Dry conditions across Simcoe County vary from place to place, leading some municipalities to impose burning bans while others are keeping a very close eye on the forecast.
This isn’t the first dry summer Barrie Deputy Fire Chief Jeff Weber has seen.
“There has been drier times,” he said. “I don’t think we’re at an extreme level at this point yet, certainly not in the city of Barrie.
“Yes, we are trending in that direction, toward a drier season,” Weber added. “Of course, the more hot days we get, the more we’re going to end up in that place a lot faster.”
Weber said there is rain forecasted for Friday and Monday.

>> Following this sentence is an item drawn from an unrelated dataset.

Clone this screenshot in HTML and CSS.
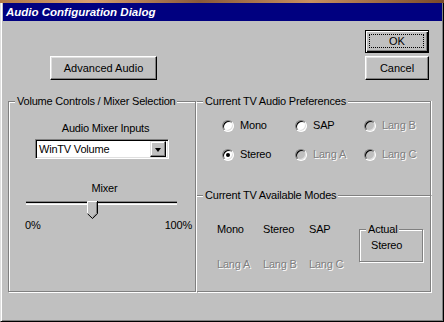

“We do tend to keep an eye on our forecast through these months when there’s a potential or a possibility (for more dangerous conditions),” he said. “You can just look at the cornfields in different areas to see how much the corn is starting to curl and dry up.
“I don’t know if it’s a true indicator, but I’m going by one right now and the corn is actually quite healthy,” Weber said with a chuckle. “But I also know closer to Barrie there are spots that are pretty dry.”
Many municipalities, including Barrie, Collingwood and Bradford West Gwillimbury, require a permit to burn in your yard using a solid fuel-burning appliance.
The fire danger rating ranges across the county, including the Orillia at ‘moderate’, meaning burn with caution, while Barrie and Bradford West Gwillimbury have their rating at ‘high’, stipulating only fires for cooking.
“Municipalities are changing weekly, depending on how much rain they are receiving,” Weber said. “One of the things that has created a disparity in the fire danger ratings is the amount of rain each municipality has received over the last week.”
While one place may receive a welcomed downpour, other places have had nary a drop and remain bone dry.
At the ‘high’ level, ‘more forest fuels will ignite easily and spread rapidly, (so) control would be difficult’.
With that also comes a little common sense.
“We have a bylaw in place for solid fuel-burning appliances, with the expectation that people are following the bylaw,” Weber said. “They should be burning safely and smaller than some open burns would be in other places.”
In Orillia, there is a an open-air burning bylaw that outlines when and where you can burn on your property.
In Ramara Township, where a massive fire ate up 225 acres of land on the weekend, a total fire ban is in place.
The fire danger rating in Ramara is ‘extreme’, meaning ‘forest fuels are dry and explosive. Sparks will ignite fuels easily and spread would be rapid; virtually impossible to control.’
Ramara Township Fire Chief Dave McCarthy said there seems to be no end in sight.
“The conditions are very bad and continue to worsen daily,” he said. “I have seen this in years past, but typically later in the season.”
A weekend fire in Ramara, located outside Orillia, illustrates exactly how dry the conditions are and how fast a blaze can spread.
The call came in around 11 p.m., Friday, from a passerby who spotted a grass fire covering approximately 40 acres, McCarthy said.
Firefighters responded from all of the township’s stations and with all of its trucks.
“But with the high winds, the fire grew and travelled fast,” said McCarthy, who called in additional support from Ministry of Natural Resources and Forestry water bombers.
McCarthy said there were fire crews from Kawartha Lakes, Rama and Brock Township battling the blaze. In addition to Ramara firefighters, between 50 and 60 firefighters were on scene at its height.
“We gained control that evening around (7 p.m., Saturday) with approximately 225 acres burned,” McCarthy said.
“These type of fires, though, are very difficult to totally extinguish and we continue to work this site daily and will likely be on the scene until a significant rain,” added McCarthy, who called it “a huge burden for on a small community.”
McCarthy said no definitive cause has been determined, but a lightning strike is suspected due to the remote area where it occurred.